Entranhas, histórias e a bonita viagem de Ljubomir Stanisic.
Há quem se refira a Ljubomir como um homem bruto. Não em tom de ofensa, mas talvez para assegurar a assertividade com que o chef bósnio sempre age. Desde a infância ao início de carreira, e passando agora pela televisão, esta personalidade tão importante para a gastronomia, tem vindo a distinguir-se e a captar as atenções do mundo.
Nascido na Jugoslávia e criado em Portugal, Ljubomir imigrou “com a consciência clara de que, se ficasse, naquela altura, não havia um futuro“. Esta viagem permitiu que ganhasse “uma vida inteira“ sem nunca esquecer as suas origens. No prato – o local onde a magia acontece – junta os sabores únicos, as memórias da região dos Balcãs e a aprendizagem em solo português. Uma mistura elegante e equilibrada que esconde histórias e sussurra segredos a quem prova estas iguarias.
É com confiança que serve a sua comida, mas faltava ainda saber uma curiosidade que não resistimos a perguntar. Quando questionado sobre o prato que define o lado mais duro e doce da vida, Ljubomir respondeu de forma clara: “qualquer coisa com entranhas. Adoro, são dos meus ingredientes preferidos“.
Não podemos falar deste conceituado chef sem destacar o seu papel nestes tempos negros que a restauração atravessou. A pandemia fechou a porta de muitas cozinhas, obrigou à venda através de “caixinhas“ e mudou a vida dos portugueses, principalmente aqueles que se viram sem sustento. Nesse momento, o medo não venceu e Ljubomir manteve a sua equipa adotando novas estratégias até à chegada do “dia D“ – a rebaertura do 100Maneiras e do Bistro.
Pelo caminho, algo mágico aconteceu. Na reta final de 2020, um ano que deixou pouco a desejar, chegou uma estrela Michelin que veio coroar o 100Maneiras. Na altura Ljubomir dedicou-a à equipa e mesmo agora reforça que “ganhar a estrela nunca foi um objetivo. O objetivo foi sempre construir um restaurante onde pudéssemos proporcionar a melhor experiência possível, a todos os níveis. A estrela foi o reconhecimento disso mesmo, uma consequência (muito feliz) do trabalho que fizemos, em equipa. O objetivo mantém-se: continuar a trabalhar todos os dias para surpreender, apaixonar, desafiar e proporcionar prazer a quem nos visita”.
O Bistro também não passou despercebido no mundo da gastronomia. O nome vem de um termo servo-croata que significa limpo e claro, a definição perfeita “daquilo que queremos que seja o espaço, as ideias e a comida”, explica Ljubomir.

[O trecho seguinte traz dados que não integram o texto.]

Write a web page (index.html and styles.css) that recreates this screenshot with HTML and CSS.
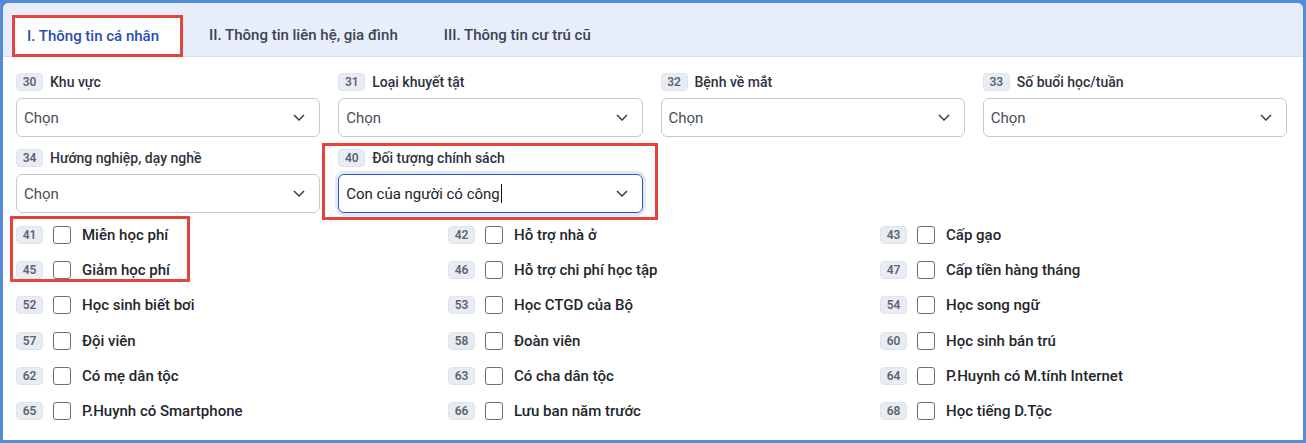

É certo que, tanto o Bistro como o 100Maneiras, foram palco de vários momentos especiais. Aliás, quando pensa em recordações felizes, costuma lembrar-se “das pessoas que estiveram presentes: momentos de celebração com a equipa, amigos que vieram cozinhar aos meus restaurantes, festas com amigos à volta da mesa”.
No meio de tantas conquistas e derrotas, altos e baixos, ainda há pelo menos um sonho que ficou por realizar, mas que Ljubomir já esteve muito mais longe de conseguir. “O meu grande sonho é um dia conseguir mudar-me de vez para o Alentejo e abrir um restaurante em perfeita comunhão com a comunidade. Ter o queijo do vizinho, a carne produzida ali ao lado, os legumes da horta à frente“ ,e acima de tudo, “estar rodeado dos meus, e com a mesma pica de viver e devorar o mundo, sempre”.
Até lá, vai conquistando Lisboa, oferecendo experiências únicas e servindo felicidade, ao lado da sua equipa. Ljubomir quer também aproveitar o desconfinamento para visitar restaurantes portugueses “sobretudo, os dos amigos, “, diz, “sejam tascas típicas ou restaurantes de fine dining”.
Apesar do que está por vir ser sempre uma incógnita, a garra e a coragem do passado é suficiente para acreditar que Ljubomir nunca baixará os braços. Se hoje, pudesse falar com a criança que viajou até Portugal em busca de uma vida melhor diria: “tem calma, não tentes fazer tudo ao mesmo tempo. Desfruta de cada momento”, pois, afinal sempre havia um futuro brilhante à sua espera.